At first glance, the viral video in which a white police officer takes a black teenager from a North Philly bus stop and puts him in a police cruiser seemed rather innocuous to me.
After all, police stop people all the time. If the person who is stopped is a young black man and the police release him without physical injury, I normally count that as a win. Still, there are injuries more insidious than the ones that cause physical scars, and I fear that this interaction may have injured this young man in ways we can’t see.
The incident took place around 3:25 p.m. on Sept. 12 at 23rd and Cecil B. Moore Avenue, and in watching the video quickly, I didn’t see anything that seemed out of order.
The officer who detained the young man did not harm the teen physically. He never drew his gun or deployed his Taser, and while he pushed the young man’s leg when the teen hesitated to get into the police vehicle, the officer never struck him with a fist or an open hand. Instead the officer poked his head into the back of the police vehicle and uttered the words “Why are you shaking?”
It was only after I replayed the video and heard this seemingly minor statement that it struck me. Perhaps the young man was shaking because he understood, just as most black people do, that the officer had the power to take his life. Maybe he quickly grasped that this moment in the back of a police vehicle could be his last. Perhaps he was recalling the videotaped deaths of Tamir Rice and Laquan McDonald, both young black males who died needlessly in police interactions.
In that moment, as the officer seemed to mock the young man’s fear, I thought of the emotional trauma black people have endured at the hands of police. It was then I understood why this video, which has been viewed more than 1.6 million times on Twitter, has drawn such a visceral reaction from the African American community.

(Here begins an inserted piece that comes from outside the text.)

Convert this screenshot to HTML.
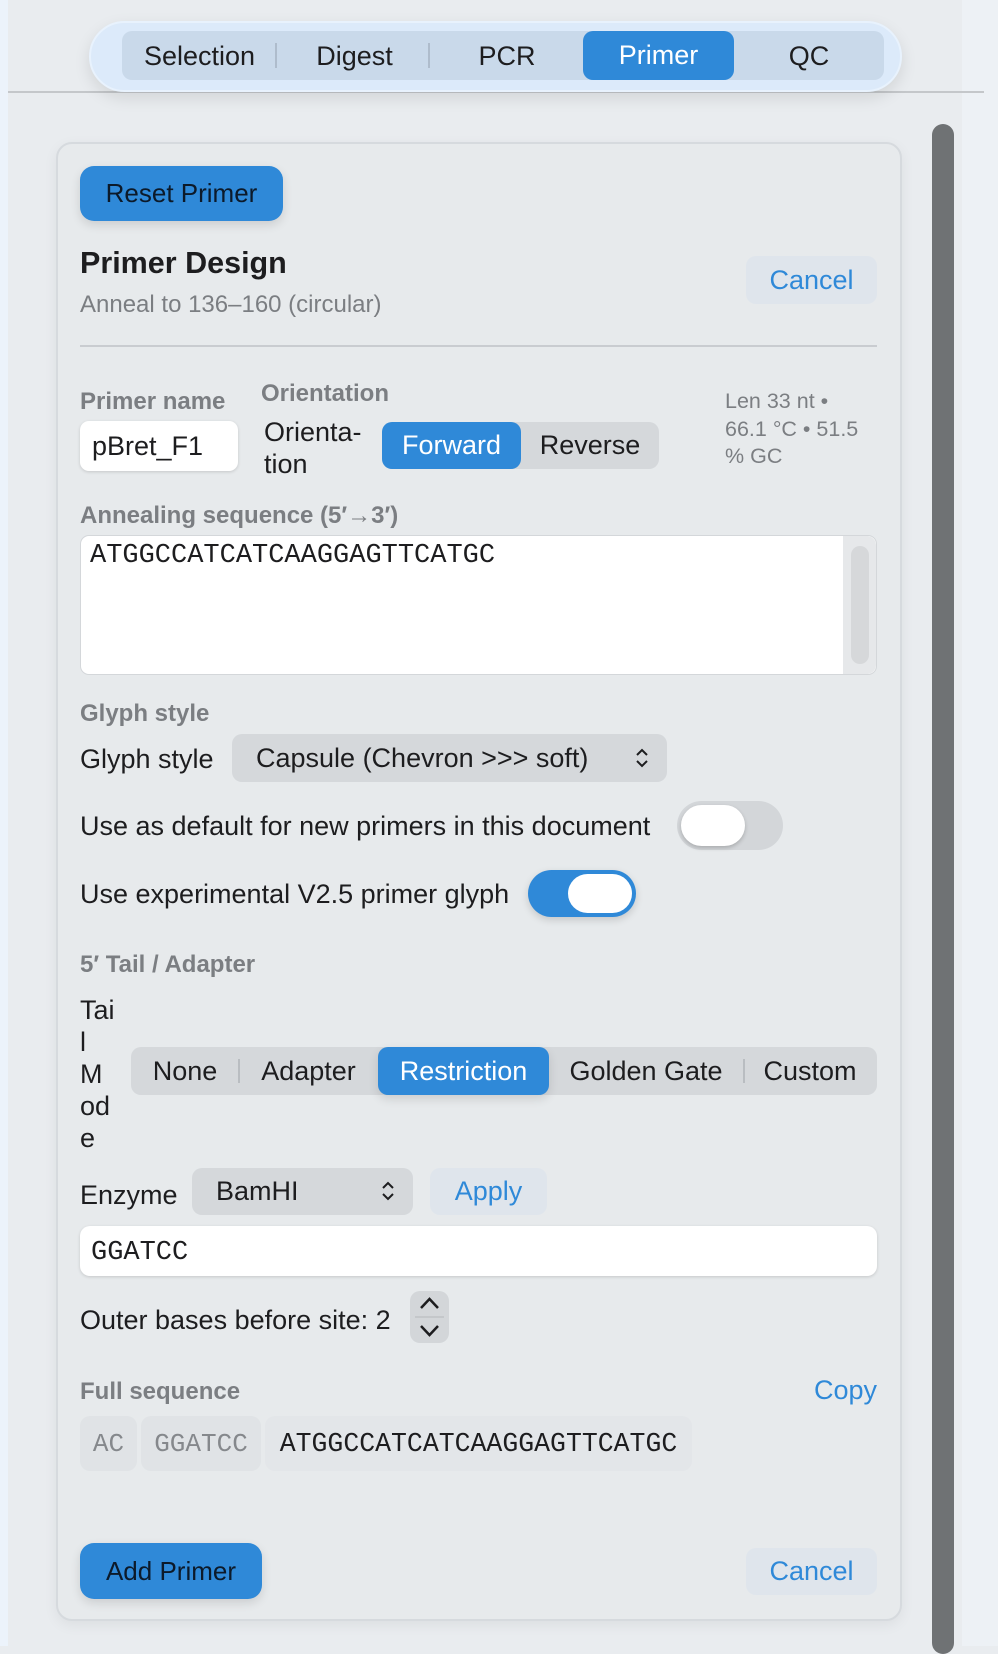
<!DOCTYPE html>
<html><head><meta charset="utf-8"><style>
*{box-sizing:border-box;margin:0;padding:0}
body{width:998px;height:1646px;overflow:hidden;background:#e9ecef;font-family:"Liberation Sans",sans-serif;color:#1d1d1f;position:relative}
.a{position:absolute}
.lbl{font-size:24px;font-weight:bold;color:#7b7e82}
.t{font-size:27px;color:#1d1d1f}
.mono{font-family:"Liberation Mono",monospace}
.btn{background:#2f89d8;border-radius:14px;color:#0c1a2a;font-size:26px;display:flex;align-items:center;justify-content:center;box-shadow:0 4px 10px rgba(0,0,0,.12)}
.ghost{background:#dfe5ec;border-radius:10px;color:#2f89d8;font-size:27px;display:flex;align-items:center;justify-content:center}
.seg{background:#d5d8db;border-radius:10px}
.lab{position:absolute;top:0;bottom:0;display:flex;align-items:center;justify-content:center;font-size:27px}
.on{background:#2f89d8;color:#fff;border-radius:10px}
.div{position:absolute;width:2px;background:#b9bdc1;top:12px;bottom:12px}
</style></head><body>
<div class="a" style="left:0;top:0;width:8px;height:1646px;background:#ecf3fb"></div>
<div class="a" style="left:962px;top:0;width:36px;height:1646px;background:#edf1f5"></div>
<div class="a" style="left:8px;top:91px;width:976px;height:2px;background:#c4c7ca"></div>
<div class="a" style="left:89px;top:21px;width:813px;height:71px;border-radius:36px;background:#dceafa;border:2px solid #e8f2fd;box-shadow:0 6px 16px rgba(0,0,0,.1)"></div>
<div class="a" style="left:122px;top:31px;width:762px;height:49px;border-radius:10px;background:#c9d9ea">
 <div class="lab" style="left:0;width:155px;top:2px">Selection</div>
 <div class="div" style="left:153px;background:#aebccc"></div>
 <div class="lab" style="left:155px;width:155px;top:2px">Digest</div>
 <div class="div" style="left:306px;background:#aebccc"></div>
 <div class="lab" style="left:310px;width:150px;top:2px">PCR</div>
 <div class="lab on" style="left:461px;width:151px">Primer</div>
 <div class="lab" style="left:612px;width:150px;top:2px">QC</div>
</div>
<div class="a" style="left:932px;top:124px;width:22px;height:1530px;border-radius:11px;background:#6f7274"></div>
<div class="a" style="left:56px;top:142px;width:846px;height:1479px;border-radius:16px;background:#e7eaec;border:2px solid #d6dade;box-shadow:0 4px 14px rgba(0,0,0,.06)"></div>

<div class="a btn" style="left:80px;top:166px;width:203px;height:55px">Reset Primer</div>
<div class="a" style="left:80px;top:246px;font-size:30.5px;font-weight:bold">Primer Design</div>
<div class="a" style="left:80px;top:291px;font-size:24px;color:#7b7e82">Anneal to 136–160 (circular)</div>
<div class="a ghost" style="left:746px;top:256px;width:131px;height:48px">Cancel</div>
<div class="a" style="left:80px;top:345px;width:797px;height:2px;background:#c9ccd0"></div>

<div class="a lbl" style="left:80px;top:388px">Primer name</div>
<div class="a" style="left:80px;top:421px;width:158px;height:50px;background:#fff;border-radius:9px;box-shadow:0 1px 3px rgba(0,0,0,.15);font-size:27px;padding:10px 12px">pBret_F1</div>
<div class="a lbl" style="left:261px;top:380px">Orientation</div>
<div class="a t" style="left:264px;top:416px;line-height:32px">Orienta-<br>tion</div>
<div class="a seg" style="left:382px;top:422px;width:277px;height:47px">
 <div class="lab on" style="left:0;width:139px">Forward</div>
 <div class="lab" style="left:139px;width:138px">Reverse</div>
</div>
<div class="a" style="left:725px;top:388px;font-size:21.5px;color:#7b7e82;line-height:27.5px">Len 33 nt •<br>66.1 °C • 51.5<br>% GC</div>

<div class="a lbl" style="left:80px;top:502px">Annealing sequence (5′→3′)</div>
<div class="a" style="left:80px;top:535px;width:797px;height:140px;background:#fff;border-radius:9px;border:1px solid #d4d7da">
 <div class="a mono" style="left:9px;top:5px;font-size:27px">ATGGCCATCATCAAGGAGTTCATGC</div>
 <div class="a" style="right:0;top:0;width:33px;height:138px;background:#e6e8ea;border-radius:0 9px 9px 0"></div>
 <div class="a" style="right:7px;top:10px;width:18px;height:118px;background:#d6d8da;border-radius:9px"></div>
</div>

<div class="a lbl" style="left:80px;top:700px">Glyph style</div>
<div class="a t" style="left:80px;top:744px">Glyph style</div>
<div class="a seg" style="left:232px;top:734px;width:435px;height:48px;display:flex;align-items:center;padding-left:24px;font-size:27px">Capsule (Chevron &gt;&gt;&gt; soft)
 <svg class="a" style="right:18px;top:14px" width="14" height="20" viewBox="0 0 14 20"><path d="M2 7 L7 2 L12 7 M2 13 L7 18 L12 13" fill="none" stroke="#1d1d1f" stroke-width="2"/></svg></div>

<div class="a t" style="left:80px;top:811px">Use as default for new primers in this document</div>
<div class="a" style="left:677px;top:801px;width:106px;height:49px;border-radius:25px;background:#d3d6d9"><div class="a" style="left:4px;top:4px;width:64px;height:41px;border-radius:21px;background:#fff;box-shadow:0 2px 4px rgba(0,0,0,.2)"></div></div>
<div class="a t" style="left:80px;top:879px">Use experimental V2.5 primer glyph</div>
<div class="a" style="left:528px;top:870px;width:108px;height:47px;border-radius:24px;background:#2f89d8;box-shadow:0 3px 8px rgba(0,0,0,.15)"><div class="a" style="left:40px;top:4px;width:64px;height:39px;border-radius:20px;background:#fff"></div></div>

<div class="a lbl" style="left:80px;top:951px">5′ Tail / Adapter</div>
<div class="a t" style="left:80px;top:994px;line-height:32px">Tai<br>l<br>M<br>od<br>e</div>
<div class="a seg" style="left:131px;top:1047px;width:746px;height:48px">
 <div class="lab" style="left:0;width:108px">None</div>
 <div class="div" style="left:107px"></div>
 <div class="lab" style="left:108px;width:139px">Adapter</div>
 <div class="lab on" style="left:247px;width:171px;box-shadow:0 4px 10px rgba(0,0,0,.12)">Restriction</div>
 <div class="lab" style="left:418px;width:194px">Golden Gate</div>
 <div class="div" style="left:612px"></div>
 <div class="lab" style="left:612px;width:134px">Custom</div>
</div>

<div class="a t" style="left:80px;top:1180px">Enzyme</div>
<div class="a seg" style="left:192px;top:1168px;width:221px;height:47px;display:flex;align-items:center;padding-left:24px;font-size:27px">BamHI
 <svg class="a" style="right:18px;top:13px" width="14" height="20" viewBox="0 0 14 20"><path d="M2 7 L7 2 L12 7 M2 13 L7 18 L12 13" fill="none" stroke="#1d1d1f" stroke-width="2"/></svg></div>
<div class="a ghost" style="left:430px;top:1168px;width:117px;height:47px">Apply</div>
<div class="a" style="left:80px;top:1226px;width:797px;height:50px;background:#fff;border-radius:10px;box-shadow:0 1px 3px rgba(0,0,0,.15);padding:9px 11px;font-size:27px"><span class="mono">GGATCC</span></div>

<div class="a t" style="left:80px;top:1305px">Outer bases before site: 2</div>
<div class="a" style="left:410px;top:1291px;width:39px;height:52px;border-radius:10px;background:#d3d6d9">
 <svg width="39" height="52" viewBox="0 0 39 52"><path d="M11 17 L19.5 8 L28 17 M11 35 L19.5 44 L28 35" fill="none" stroke="#1d1d1f" stroke-width="2.5"/><path d="M5 26 H34" stroke="#bfc2c5" stroke-width="1.5"/></svg></div>

<div class="a lbl" style="left:80px;top:1378px">Full sequence</div>
<div class="a" style="right:121px;top:1375px;font-size:27px;color:#2f89d8">Copy</div>
<div class="a mono" style="left:80px;top:1416px;width:57px;height:55px;border-radius:10px;background:#e0e3e6;color:#85888c;font-size:26px;display:flex;align-items:center;justify-content:center">AC</div>
<div class="a mono" style="left:141px;top:1416px;width:120px;height:55px;border-radius:10px;background:#e0e3e6;color:#85888c;font-size:26px;display:flex;align-items:center;justify-content:center">GGATCC</div>
<div class="a mono" style="left:265px;top:1416px;width:427px;height:55px;border-radius:10px;background:#e3e6e9;font-size:26.5px;display:flex;align-items:center;justify-content:center">ATGGCCATCATCAAGGAGTTCATGC</div>

<div class="a btn" style="left:80px;top:1543px;width:182px;height:56px">Add Primer</div>
<div class="a ghost" style="left:746px;top:1548px;width:131px;height:47px">Cancel</div>
</body></html>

Many black folks see ourselves in that young man.
I know this because I asked my radio audience on WURD to share the emotional scars they’ve suffered as a result of their own interactions with police. When I did, the floodgates opened. Black men, in particular, called in to talk.
One caller said that when he was a teenager, he saw an officer jump out of a police car and punch another black teen in the face before getting back in the car and driving away. Another caller said that when he and his brother were 10 and 9 years old, respectively, police picked them up and took them to be identified by a white woman whose purse had been snatched. When the woman said the boys weren’t the perpetrators, the officers took the boys to an area deep in Fishtown — then a poor white neighborhood — and left them there to find their way home during an era when doing so was dangerous.
Another caller said that he was falsely accused of raping a white woman in the 1990s and that police in suburban Philadelphia refused to look at evidence that would have proved the witness was lying. His voice cracking as he choked back tears, he said he was eventually cleared of the charges, but that the incident nearly destroyed him.
That’s why this video of a young black man being mocked by a white police officer is so impactful. It brings memories flooding back for black men who have buried their own emotional scars.
Perhaps for the unidentified teenager in the video, there will be justice. Or maybe we will learn that the stop was justified after police complete the internal affairs investigation they’ve begun in connection with the incident.